* BEGIN *
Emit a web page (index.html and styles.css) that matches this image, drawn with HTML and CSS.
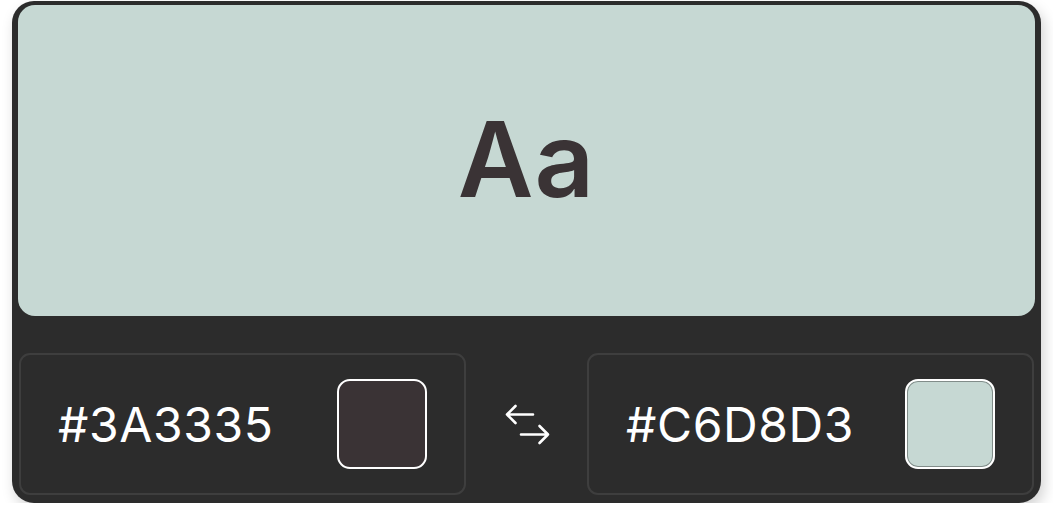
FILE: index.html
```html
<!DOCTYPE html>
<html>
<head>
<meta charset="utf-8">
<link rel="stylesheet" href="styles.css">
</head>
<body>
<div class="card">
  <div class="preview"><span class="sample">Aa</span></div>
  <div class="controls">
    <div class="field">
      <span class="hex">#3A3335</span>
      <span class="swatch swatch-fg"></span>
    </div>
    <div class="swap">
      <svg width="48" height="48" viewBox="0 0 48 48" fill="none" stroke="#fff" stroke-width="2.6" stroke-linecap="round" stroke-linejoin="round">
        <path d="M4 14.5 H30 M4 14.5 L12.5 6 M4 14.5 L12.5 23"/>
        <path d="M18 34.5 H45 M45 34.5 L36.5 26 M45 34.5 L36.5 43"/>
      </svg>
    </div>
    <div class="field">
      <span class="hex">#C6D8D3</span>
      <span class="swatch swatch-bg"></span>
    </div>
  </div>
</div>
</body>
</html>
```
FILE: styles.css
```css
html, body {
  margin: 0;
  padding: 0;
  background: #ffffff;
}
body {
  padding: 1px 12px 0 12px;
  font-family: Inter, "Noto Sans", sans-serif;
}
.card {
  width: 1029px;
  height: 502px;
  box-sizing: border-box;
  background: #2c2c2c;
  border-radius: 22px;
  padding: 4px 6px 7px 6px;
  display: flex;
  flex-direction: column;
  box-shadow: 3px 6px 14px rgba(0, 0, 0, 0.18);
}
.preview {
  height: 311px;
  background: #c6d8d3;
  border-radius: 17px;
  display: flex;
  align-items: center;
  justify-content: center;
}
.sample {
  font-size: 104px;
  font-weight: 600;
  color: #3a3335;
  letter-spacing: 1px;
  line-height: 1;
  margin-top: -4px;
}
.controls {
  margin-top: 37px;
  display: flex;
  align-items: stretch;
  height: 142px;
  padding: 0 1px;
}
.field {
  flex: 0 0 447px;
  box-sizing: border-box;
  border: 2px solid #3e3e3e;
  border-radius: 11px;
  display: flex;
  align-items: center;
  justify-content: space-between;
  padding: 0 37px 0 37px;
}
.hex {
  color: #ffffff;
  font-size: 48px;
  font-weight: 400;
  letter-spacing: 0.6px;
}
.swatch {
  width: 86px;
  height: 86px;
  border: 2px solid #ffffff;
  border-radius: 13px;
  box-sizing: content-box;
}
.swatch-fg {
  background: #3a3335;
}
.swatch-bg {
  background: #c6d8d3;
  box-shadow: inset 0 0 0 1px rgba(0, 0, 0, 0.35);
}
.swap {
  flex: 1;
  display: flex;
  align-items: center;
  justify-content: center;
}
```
* END *
Reproduce every line precisely as given, omitting all pictures.

- **RIGHT ANSWER**
Emit a web page (index.html and styles.css) that matches this image, drawn with HTML and CSS.
FILE: index.html
```html
<!DOCTYPE html>
<html>
<head>
<meta charset="utf-8">
<link rel="stylesheet" href="styles.css">
</head>
<body>
<div class="card">
  <div class="preview"><span class="sample">Aa</span></div>
  <div class="controls">
    <div class="field">
      <span class="hex">#3A3335</span>
      <span class="swatch swatch-fg"></span>
    </div>
    <div class="swap">
      <svg width="48" height="48" viewBox="0 0 48 48" fill="none" stroke="#fff" stroke-width="2.6" stroke-linecap="round" stroke-linejoin="round">
        <path d="M4 14.5 H30 M4 14.5 L12.5 6 M4 14.5 L12.5 23"/>
        <path d="M18 34.5 H45 M45 34.5 L36.5 26 M45 34.5 L36.5 43"/>
      </svg>
    </div>
    <div class="field">
      <span class="hex">#C6D8D3</span>
      <span class="swatch swatch-bg"></span>
    </div>
  </div>
</div>
</body>
</html>
```
FILE: styles.css
```css
html, body {
  margin: 0;
  padding: 0;
  background: #ffffff;
}
body {
  padding: 1px 12px 0 12px;
  font-family: Inter, "Noto Sans", sans-serif;
}
.card {
  width: 1029px;
  height: 502px;
  box-sizing: border-box;
  background: #2c2c2c;
  border-radius: 22px;
  padding: 4px 6px 7px 6px;
  display: flex;
  flex-direction: column;
  box-shadow: 3px 6px 14px rgba(0, 0, 0, 0.18);
}
.preview {
  height: 311px;
  background: #c6d8d3;
  border-radius: 17px;
  display: flex;
  align-items: center;
  justify-content: center;
}
.sample {
  font-size: 104px;
  font-weight: 600;
  color: #3a3335;
  letter-spacing: 1px;
  line-height: 1;
  margin-top: -4px;
}
.controls {
  margin-top: 37px;
  display: flex;
  align-items: stretch;
  height: 142px;
  padding: 0 1px;
}
.field {
  flex: 0 0 447px;
  box-sizing: border-box;
  border: 2px solid #3e3e3e;
  border-radius: 11px;
  display: flex;
  align-items: center;
  justify-content: space-between;
  padding: 0 37px 0 37px;
}
.hex {
  color: #ffffff;
  font-size: 48px;
  font-weight: 400;
  letter-spacing: 0.6px;
}
.swatch {
  width: 86px;
  height: 86px;
  border: 2px solid #ffffff;
  border-radius: 13px;
  box-sizing: content-box;
}
.swatch-fg {
  background: #3a3335;
}
.swatch-bg {
  background: #c6d8d3;
  box-shadow: inset 0 0 0 1px rgba(0, 0, 0, 0.35);
}
.swap {
  flex: 1;
  display: flex;
  align-items: center;
  justify-content: center;
}
```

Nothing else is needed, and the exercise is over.